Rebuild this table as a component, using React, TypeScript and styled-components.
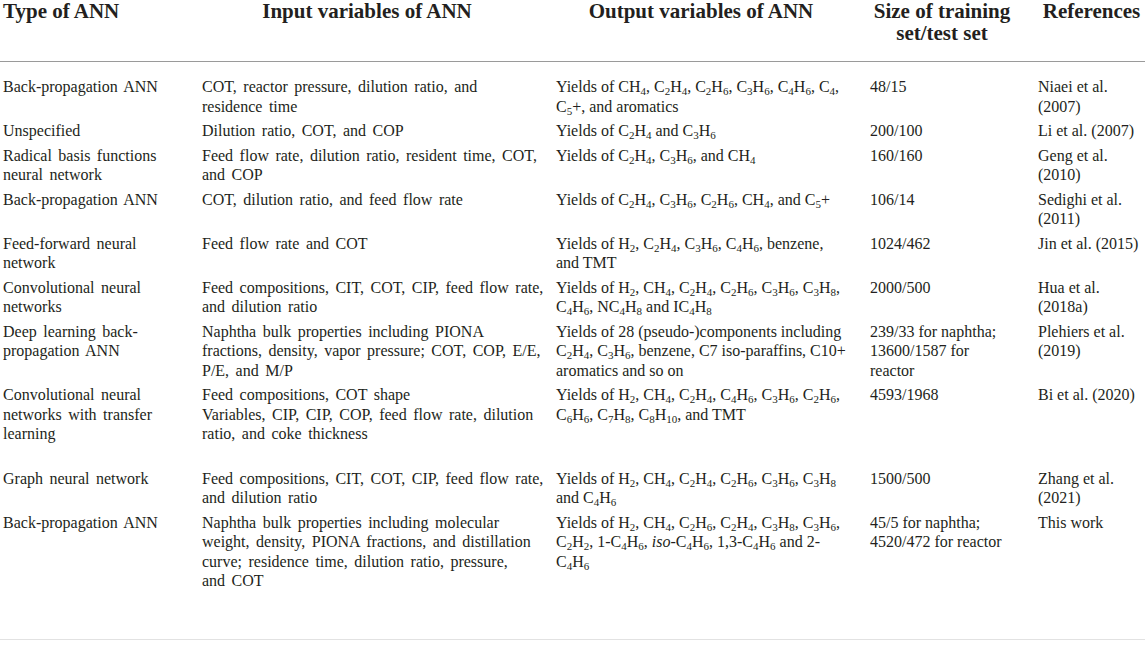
import styled, { createGlobalStyle } from 'styled-components';

type Entry = {
  type: string[];
  input: string[];
  output: string[];
  size: string[];
  refs: string[];
  gapAfter?: boolean;
};

// "_n" marks a subscript, "*x*" marks italics
const ROWS: Entry[] = [
  {
    type: ['Back-propagation ANN'],
    input: ['COT, reactor pressure, dilution ratio, and', 'residence time'],
    output: ['Yields of CH_4, C_2H_4, C_2H_6, C_3H_6, C_4H_6, C_4,', 'C_5+, and aromatics'],
    size: ['48/15'],
    refs: ['Niaei et al.', '(2007)'],
  },
  {
    type: ['Unspecified'],
    input: ['Dilution ratio, COT, and COP'],
    output: ['Yields of C_2H_4 and C_3H_6'],
    size: ['200/100'],
    refs: ['Li et al. (2007)'],
  },
  {
    type: ['Radical basis functions', 'neural network'],
    input: ['Feed flow rate, dilution ratio, resident time, COT,', 'and COP'],
    output: ['Yields of C_2H_4, C_3H_6, and CH_4'],
    size: ['160/160'],
    refs: ['Geng et al.', '(2010)'],
  },
  {
    type: ['Back-propagation ANN'],
    input: ['COT, dilution ratio, and feed flow rate'],
    output: ['Yields of C_2H_4, C_3H_6, C_2H_6, CH_4, and C_5+'],
    size: ['106/14'],
    refs: ['Sedighi et al.', '(2011)'],
  },
  {
    type: ['Feed-forward neural', 'network'],
    input: ['Feed flow rate and COT'],
    output: ['Yields of H_2, C_2H_4, C_3H_6, C_4H_6, benzene,', 'and TMT'],
    size: ['1024/462'],
    refs: ['Jin et al. (2015)'],
  },
  {
    type: ['Convolutional neural', 'networks'],
    input: ['Feed compositions, CIT, COT, CIP, feed flow rate,', 'and dilution ratio'],
    output: ['Yields of H_2, CH_4, C_2H_4, C_2H_6, C_3H_6, C_3H_8,', 'C_4H_6, NC_4H_8 and IC_4H_8'],
    size: ['2000/500'],
    refs: ['Hua et al.', '(2018a)'],
  },
  {
    type: ['Deep learning back-', 'propagation ANN'],
    input: [
      'Naphtha bulk properties including PIONA',
      'fractions, density, vapor pressure; COT, COP, E/E,',
      'P/E, and M/P',
    ],
    output: [
      'Yields of 28 (pseudo-)components including',
      'C_2H_4, C_3H_6, benzene, C7 iso-paraffins, C10+',
      'aromatics and so on',
    ],
    size: ['239/33 for naphtha;', '13600/1587 for', 'reactor'],
    refs: ['Plehiers et al.', '(2019)'],
  },
  {
    type: ['Convolutional neural', 'networks with transfer', 'learning'],
    input: [
      'Feed compositions, COT shape',
      'Variables, CIP, CIP, COP, feed flow rate, dilution',
      'ratio, and coke thickness',
    ],
    output: ['Yields of H_2, CH_4, C_2H_4, C_4H_6, C_3H_6, C_2H_6,', 'C_6H_6, C_7H_8, C_8H_10, and TMT'],
    size: ['4593/1968'],
    refs: ['Bi et al. (2020)'],
    gapAfter: true,
  },
  {
    type: ['Graph neural network'],
    input: ['Feed compositions, CIT, COT, CIP, feed flow rate,', 'and dilution ratio'],
    output: ['Yields of H_2, CH_4, C_2H_4, C_2H_6, C_3H_6, C_3H_8', 'and C_4H_6'],
    size: ['1500/500'],
    refs: ['Zhang et al.', '(2021)'],
  },
  {
    type: ['Back-propagation ANN'],
    input: [
      'Naphtha bulk properties including molecular',
      'weight, density, PIONA fractions, and distillation',
      'curve; residence time, dilution ratio, pressure,',
      'and COT',
    ],
    output: [
      'Yields of H_2, CH_4, C_2H_6, C_2H_4, C_3H_8, C_3H_6,',
      'C_2H_2, 1-C_4H_6, *iso*-C_4H_6, 1,3-C_4H_6 and 2-',
      'C_4H_6',
    ],
    size: ['45/5 for naphtha;', '4520/472 for reactor'],
    refs: ['This work'],
  },
];

const COLUMNS = '199px 354px 314px 168px 1fr';

function Rich({ text }: { text: string }) {
  const parts = text.split(/(_\d+|\*[^*]+\*)/);
  return (
    <>
      {parts.map((part, i) => {
        if (part.startsWith('_')) return <Sub key={i}>{part.slice(1)}</Sub>;
        if (part.startsWith('*')) return <em key={i}>{part.slice(1, -1)}</em>;
        return part;
      })}
    </>
  );
}

function CellLines({ lines, spaced }: { lines: string[]; spaced?: boolean }) {
  return (
    <Cell $spaced={spaced}>
      {lines.map((line, i) => (
        <Line key={i}>
          <Rich text={line} />
        </Line>
      ))}
    </Cell>
  );
}

export default function App() {
  return (
    <>
      <GlobalStyle />
      <StyledTable>
        <HeaderRow>
          <HeadCell $align="left">Type of ANN</HeadCell>
          <HeadCell>Input variables of ANN</HeadCell>
          <HeadCell>Output variables of ANN</HeadCell>
          <HeadCell>
            Size of training
            <br />
            set/test set
          </HeadCell>
          <HeadCell $padRight={0}>References</HeadCell>
        </HeaderRow>
        <Body>
          {ROWS.map((row, i) => (
            <BodyRow key={i} $gapAfter={row.gapAfter}>
              <CellLines lines={row.type} spaced />
              <CellLines lines={row.input} spaced />
              <CellLines lines={row.output} />
              <CellLines lines={row.size} />
              <CellLines lines={row.refs} />
            </BodyRow>
          ))}
        </Body>
      </StyledTable>
    </>
  );
}

const GlobalStyle = createGlobalStyle`
  html, body {
    margin: 0;
    padding: 0;
    background: #ffffff;
  }

  body {
    font-family: "Liberation Serif", "Times New Roman", serif;
    color: #231f20;
  }
`;

const StyledTable = styled.div`
  width: 1145px;
  display: flex;
  flex-direction: column;
`;

const HeaderRow = styled.div`
  display: grid;
  grid-template-columns: ${COLUMNS};
  padding: 0 0 17px 3px;
  border-bottom: 1px solid #9a9a9a;
`;

const HeadCell = styled.div<{ $align?: 'left' | 'center'; $padRight?: number }>`
  font-size: 21px;
  font-weight: bold;
  line-height: 22px;
  white-space: nowrap;
  text-align: ${({ $align }) => $align || 'center'};
  padding-right: ${({ $padRight }) => ($padRight ?? 24)}px;
`;

const Body = styled.div`
  display: flex;
  flex-direction: column;
  padding: 13px 0 45px 3px;
  border-bottom: 1px solid #e2e2e2;
`;

// one row of the source has an empty trailing line below it
const BodyRow = styled.div<{ $gapAfter?: boolean }>`
  display: grid;
  grid-template-columns: ${COLUMNS};
  padding: 2px 0 ${({ $gapAfter }) => ($gapAfter ? 23 : 3)}px;
`;

// the first two columns of the source are set with wider word spaces
const Cell = styled.div<{ $spaced?: boolean }>`
  font-size: 16px;
  line-height: 19.5px;
  display: flex;
  flex-direction: column;
  word-spacing: ${({ $spaced }) => ($spaced ? '2.5px' : '0')};
`;

const Line = styled.span`
  white-space: nowrap;
`;

const Sub = styled.sub`
  font-size: 11px;
  line-height: 0;
  vertical-align: -3px;
`;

*What to produce*. Reproduce the full listing above verbatim, with no pictures included.

*Response to this task*.
Rebuild this table as a component, using React, TypeScript and styled-components.
import styled, { createGlobalStyle } from 'styled-components';

type Entry = {
  type: string[];
  input: string[];
  output: string[];
  size: string[];
  refs: string[];
  gapAfter?: boolean;
};

// "_n" marks a subscript, "*x*" marks italics
const ROWS: Entry[] = [
  {
    type: ['Back-propagation ANN'],
    input: ['COT, reactor pressure, dilution ratio, and', 'residence time'],
    output: ['Yields of CH_4, C_2H_4, C_2H_6, C_3H_6, C_4H_6, C_4,', 'C_5+, and aromatics'],
    size: ['48/15'],
    refs: ['Niaei et al.', '(2007)'],
  },
  {
    type: ['Unspecified'],
    input: ['Dilution ratio, COT, and COP'],
    output: ['Yields of C_2H_4 and C_3H_6'],
    size: ['200/100'],
    refs: ['Li et al. (2007)'],
  },
  {
    type: ['Radical basis functions', 'neural network'],
    input: ['Feed flow rate, dilution ratio, resident time, COT,', 'and COP'],
    output: ['Yields of C_2H_4, C_3H_6, and CH_4'],
    size: ['160/160'],
    refs: ['Geng et al.', '(2010)'],
  },
  {
    type: ['Back-propagation ANN'],
    input: ['COT, dilution ratio, and feed flow rate'],
    output: ['Yields of C_2H_4, C_3H_6, C_2H_6, CH_4, and C_5+'],
    size: ['106/14'],
    refs: ['Sedighi et al.', '(2011)'],
  },
  {
    type: ['Feed-forward neural', 'network'],
    input: ['Feed flow rate and COT'],
    output: ['Yields of H_2, C_2H_4, C_3H_6, C_4H_6, benzene,', 'and TMT'],
    size: ['1024/462'],
    refs: ['Jin et al. (2015)'],
  },
  {
    type: ['Convolutional neural', 'networks'],
    input: ['Feed compositions, CIT, COT, CIP, feed flow rate,', 'and dilution ratio'],
    output: ['Yields of H_2, CH_4, C_2H_4, C_2H_6, C_3H_6, C_3H_8,', 'C_4H_6, NC_4H_8 and IC_4H_8'],
    size: ['2000/500'],
    refs: ['Hua et al.', '(2018a)'],
  },
  {
    type: ['Deep learning back-', 'propagation ANN'],
    input: [
      'Naphtha bulk properties including PIONA',
      'fractions, density, vapor pressure; COT, COP, E/E,',
      'P/E, and M/P',
    ],
    output: [
      'Yields of 28 (pseudo-)components including',
      'C_2H_4, C_3H_6, benzene, C7 iso-paraffins, C10+',
      'aromatics and so on',
    ],
    size: ['239/33 for naphtha;', '13600/1587 for', 'reactor'],
    refs: ['Plehiers et al.', '(2019)'],
  },
  {
    type: ['Convolutional neural', 'networks with transfer', 'learning'],
    input: [
      'Feed compositions, COT shape',
      'Variables, CIP, CIP, COP, feed flow rate, dilution',
      'ratio, and coke thickness',
    ],
    output: ['Yields of H_2, CH_4, C_2H_4, C_4H_6, C_3H_6, C_2H_6,', 'C_6H_6, C_7H_8, C_8H_10, and TMT'],
    size: ['4593/1968'],
    refs: ['Bi et al. (2020)'],
    gapAfter: true,
  },
  {
    type: ['Graph neural network'],
    input: ['Feed compositions, CIT, COT, CIP, feed flow rate,', 'and dilution ratio'],
    output: ['Yields of H_2, CH_4, C_2H_4, C_2H_6, C_3H_6, C_3H_8', 'and C_4H_6'],
    size: ['1500/500'],
    refs: ['Zhang et al.', '(2021)'],
  },
  {
    type: ['Back-propagation ANN'],
    input: [
      'Naphtha bulk properties including molecular',
      'weight, density, PIONA fractions, and distillation',
      'curve; residence time, dilution ratio, pressure,',
      'and COT',
    ],
    output: [
      'Yields of H_2, CH_4, C_2H_6, C_2H_4, C_3H_8, C_3H_6,',
      'C_2H_2, 1-C_4H_6, *iso*-C_4H_6, 1,3-C_4H_6 and 2-',
      'C_4H_6',
    ],
    size: ['45/5 for naphtha;', '4520/472 for reactor'],
    refs: ['This work'],
  },
];

const COLUMNS = '199px 354px 314px 168px 1fr';

function Rich({ text }: { text: string }) {
  const parts = text.split(/(_\d+|\*[^*]+\*)/);
  return (
    <>
      {parts.map((part, i) => {
        if (part.startsWith('_')) return <Sub key={i}>{part.slice(1)}</Sub>;
        if (part.startsWith('*')) return <em key={i}>{part.slice(1, -1)}</em>;
        return part;
      })}
    </>
  );
}

function CellLines({ lines, spaced }: { lines: string[]; spaced?: boolean }) {
  return (
    <Cell $spaced={spaced}>
      {lines.map((line, i) => (
        <Line key={i}>
          <Rich text={line} />
        </Line>
      ))}
    </Cell>
  );
}

export default function App() {
  return (
    <>
      <GlobalStyle />
      <StyledTable>
        <HeaderRow>
          <HeadCell $align="left">Type of ANN</HeadCell>
          <HeadCell>Input variables of ANN</HeadCell>
          <HeadCell>Output variables of ANN</HeadCell>
          <HeadCell>
            Size of training
            <br />
            set/test set
          </HeadCell>
          <HeadCell $padRight={0}>References</HeadCell>
        </HeaderRow>
        <Body>
          {ROWS.map((row, i) => (
            <BodyRow key={i} $gapAfter={row.gapAfter}>
              <CellLines lines={row.type} spaced />
              <CellLines lines={row.input} spaced />
              <CellLines lines={row.output} />
              <CellLines lines={row.size} />
              <CellLines lines={row.refs} />
            </BodyRow>
          ))}
        </Body>
      </StyledTable>
    </>
  );
}

const GlobalStyle = createGlobalStyle`
  html, body {
    margin: 0;
    padding: 0;
    background: #ffffff;
  }

  body {
    font-family: "Liberation Serif", "Times New Roman", serif;
    color: #231f20;
  }
`;

const StyledTable = styled.div`
  width: 1145px;
  display: flex;
  flex-direction: column;
`;

const HeaderRow = styled.div`
  display: grid;
  grid-template-columns: ${COLUMNS};
  padding: 0 0 17px 3px;
  border-bottom: 1px solid #9a9a9a;
`;

const HeadCell = styled.div<{ $align?: 'left' | 'center'; $padRight?: number }>`
  font-size: 21px;
  font-weight: bold;
  line-height: 22px;
  white-space: nowrap;
  text-align: ${({ $align }) => $align || 'center'};
  padding-right: ${({ $padRight }) => ($padRight ?? 24)}px;
`;

const Body = styled.div`
  display: flex;
  flex-direction: column;
  padding: 13px 0 45px 3px;
  border-bottom: 1px solid #e2e2e2;
`;

// one row of the source has an empty trailing line below it
const BodyRow = styled.div<{ $gapAfter?: boolean }>`
  display: grid;
  grid-template-columns: ${COLUMNS};
  padding: 2px 0 ${({ $gapAfter }) => ($gapAfter ? 23 : 3)}px;
`;

// the first two columns of the source are set with wider word spaces
const Cell = styled.div<{ $spaced?: boolean }>`
  font-size: 16px;
  line-height: 19.5px;
  display: flex;
  flex-direction: column;
  word-spacing: ${({ $spaced }) => ($spaced ? '2.5px' : '0')};
`;

const Line = styled.span`
  white-space: nowrap;
`;

const Sub = styled.sub`
  font-size: 11px;
  line-height: 0;
  vertical-align: -3px;
`;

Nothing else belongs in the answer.